In the decision of Auimatagi v Australian Building and Construction Commissioner  a Full Court of the Federal Court has clarified that "industrial action" as defined in s 19(1) of the Fair Work Act (FW Act) must be taken "by an employee", and not by employees of subcontractors.
The conduct in dispute arose on a building site at Callaghan Newcastle, a site controlled by John Holland Pty Ltd (John Holland) and concerned the company's "Two Longs Safety Policy" (the Policy). As head contractor, John Holland sought to enforce the Policy with respect to all workers who were on the site (even though they were not necessarily John Holland employees).
The Policy required all workers to wear long pants and long shorts (hence the "two longs") for the purpose of being protected from "cuts, abrasion and any unprotected exposure from the sun". Everyone on site was required to follow the Policy, however, there was unrest amongst the workers as they were being required to comply with the Policy despite having not been afforded an opportunity to negotiate the terms with John Holland.
Mr Auimatagi was an organiser from the Construction, Forestry, Maritime, Mining and Energy Union (CFMMEU). He entered the site for the purposes of managing heat stress policies in the workplace. His interaction with the workers uncovered their frustrations towards their lack of consultation with John Holland in relation to the Policy. Mr Auimatagi engaged in discussions with both John Holland representatives and workers on site to discuss possible amendments to the Policy. Based on a discussion and a vote with the workers, Mr Auimatagi discovered that 81 out of 82 workers sought to change the Policy and endorsed the idea of wearing short pants and shirts, and took this as a sign of their desire for change to the Policy.
This ultimately led to workers breaching the Policy and being refused entry to the site.
In the initial decision, the primary judge found that Mr Auimatagi had contravened section 340 of the FW Act by encouraging and coordinating adverse action (in the form of industrial action) against John Holland. The adverse action was alleged to have been taken for the unlawful reason that John Holland had exercised its workplace right under the Work Health and Safety Act 2011 (Cth) to enforce the Policy.
The Court also found that the action was taken with the intention of coercing John Holland to change the Policy, in breach of section 343 of the FW Act. To "coerce" in this sense is to initiate action for an "unlawful, illegitimate or unconscionable" intent.
Subsequently, Mr Auimatagi and the CFMMEU were ordered to pay penalties of $7,500 and $51,000 respectively for encouraging industrial action with an intent to coerce John Holland's operations.
The CFMMEU successfully overturned the original decision on appeal to a Full Court of the Federal Court.
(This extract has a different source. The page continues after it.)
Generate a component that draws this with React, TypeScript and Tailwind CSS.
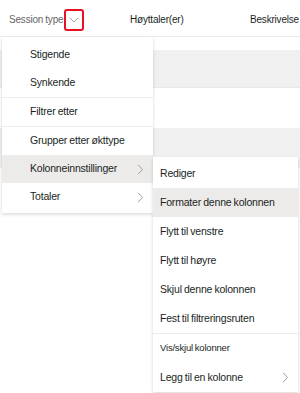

The Full Court found that the action of the workers was not "industrial action", as that term is defined by section 19 of the FW Act as only occurring if there is some form of action from an employee with respect to an employer. The only qualification to this is where an employer imposes a lockout of its employees.
In the case of John Holland, the majority of the workers on the site were employees of subcontractors, and it was not alleged that any employees of John Holland had refused to obey the Policy.
Furthermore, the subcontractors' employers had authorised or agreed to the workers taking the action, and supported their employees in wearing short sleeves.
For this reason, there was no contravention of section 340 of the FW Act as:
- there was no unlawful adverse action by taking industrial action for a prohibited reason; and
- Mr Auimatagi could not have coordinated workers taking industrial action against John Holland with the intention of coercing John Holland.
As a result, the Full Court also found that Mr Auimatagi did not engage in conduct that displayed an "intent to coerce" under section 343 of the FW Act.
The Full Court highlighted instances where conduct would contravene section 343 of the FW Act, including:
- organising workers to seek off-site relocation;
- making threats to put a company out of business;
- obstructing access to a worksite to prevent work; and
- locking out personnel from that site.
Here it was found that Mr Auimatagi was not trying to engage in unconscionable conduct with an intent to coerce John Holland. Rather he was playing his role in advocating for the views and wishes of the workers on the site, which was part of his job as a Union representative.
High Court - special leave refused
The Australian Building and Construction Commissioner (ABCC) applied for special leave to appeal the decision to the High Court.
This application, which was heard on 12 April 2019, was dismissed. The High Court refused to grant special leave as it was not persuaded that the ABCC's argument had sufficient prospects of success.
What does this mean for employers?
- The Full Federal Court's decision is significant in shedding light on what constitutes "industrial action" as defined in s 19(1) of the FW Act.
- The decision establishes that industrial action can only be taken by the parties to the employment relationship. That is, an employee can only take industrial action against his or her direct employer.
- It highlights that under the FW Act, "industrial action" does not capture instances where a subcontractor's employees down tools on site with the support of their direct employer.